Germany and Switzerland have signed a controversial deal that would tax money held by German citizens in secret Swiss bank accounts. From 2013, the deal could reap more than 50 billion euros in tax revenues.

Secret Swiss bank account

Germany's opposition says the new deal doesn't go far enough

German Finance Minister Wolfgang Schäuble formally signed an agreement with his Swiss counterpart on Wednesday to end a long-standing dispute over tax evasion.

Due to come into force in 2013, the accord will see German citizens taxed 26.4 percent on assets hidden in secret Swiss accounts.

In addition, Germans who have been avoiding tax by holding assets in Switzerland from 2000 onwards will have to pay a retrospective rate of between 19 and 34 percent, depending on the size of their holdings and how long the cash has been in a Swiss bank.

If the deal receives approval in both parliaments it could reap more than 50 billion euros in tax revenues and snare up to 1,000 tax cheats over two years. The Swiss banks will, however, be permitted to keep the names of their German clients private.

Schäuble said he was glad to have resolved "a problem that has been open for years" and had been a source of dispute between the two countries. Swiss Finance Minister Eveline Widmer-Schlumpf said the deal was "a remarkable result."

"This agreement is in the interest of both states. It will return to Germany the tax money it is entitled to, and on the other hand it will make it possible for Switzerland to protect privacy," she said.

Initial guarantee´

When the deal comes into force, Swiss banks will pay an upfront guarantee of 2 billion francs (1.64 billion euros/$2.24 billion) to Germany's tax authorities.

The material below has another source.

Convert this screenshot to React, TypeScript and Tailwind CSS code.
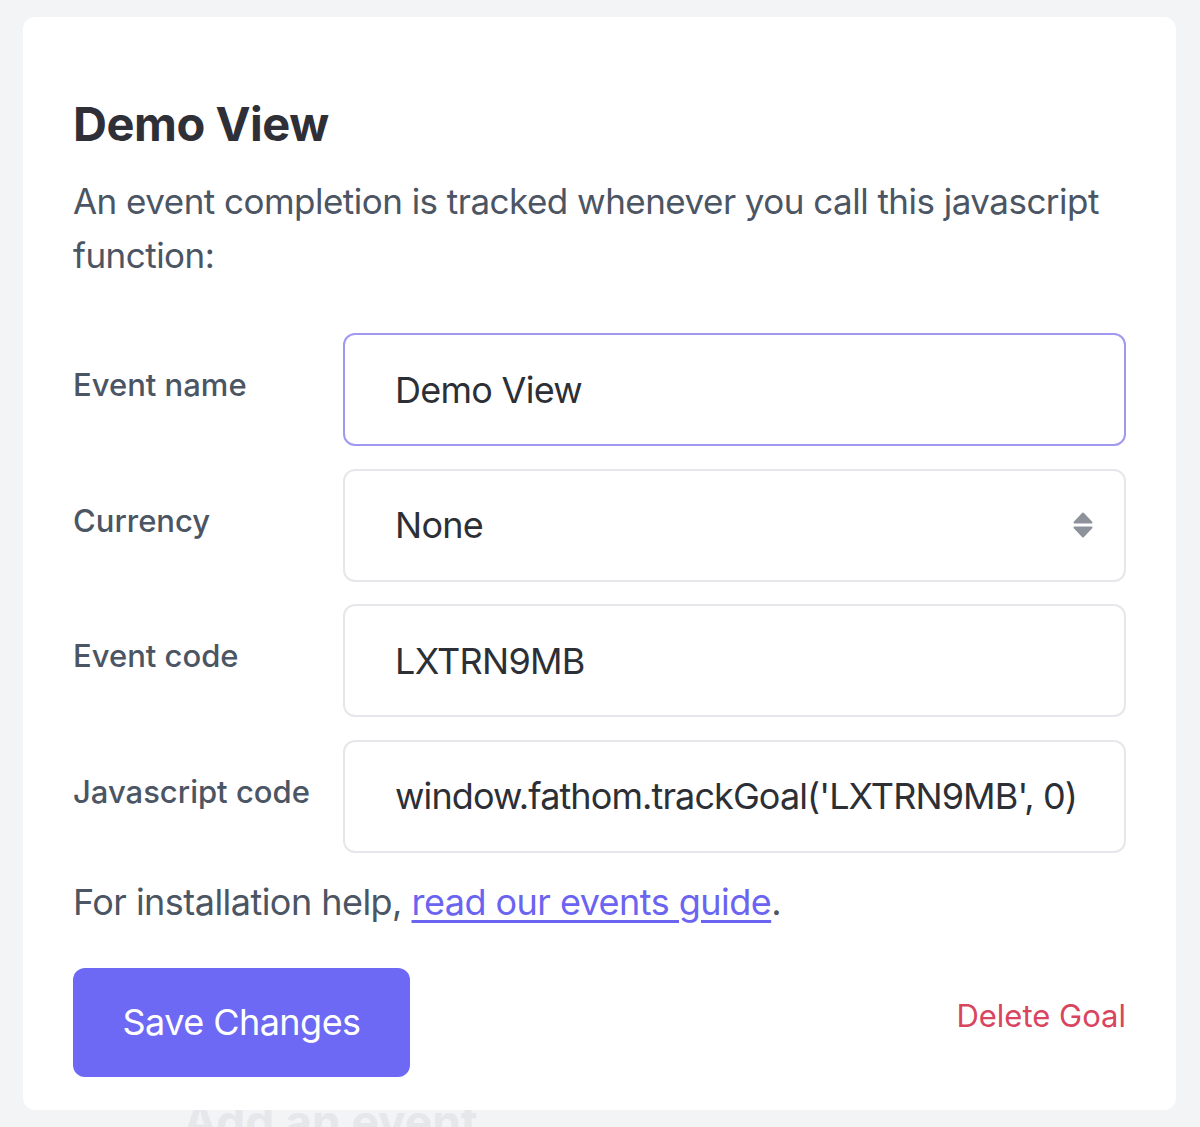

As an incentive in Switzerland to pressure clients to declare their assets, banks will only be reimbursed once Berlin has received the tax payments.

Germany's main opposition, the Social Democrats, have criticized the deal, arguing it lets large-scale, long-term tax evaders escape without punishment.

Nevertheless, Schäuble said he was confident the deal would pass through both houses of parliament, adding he could answer any objections and questions "satisfactorily and convincingly."

The German media has claimed that between 130 billion and 180 billion euros in German assets are hidden in Swiss bank accounts.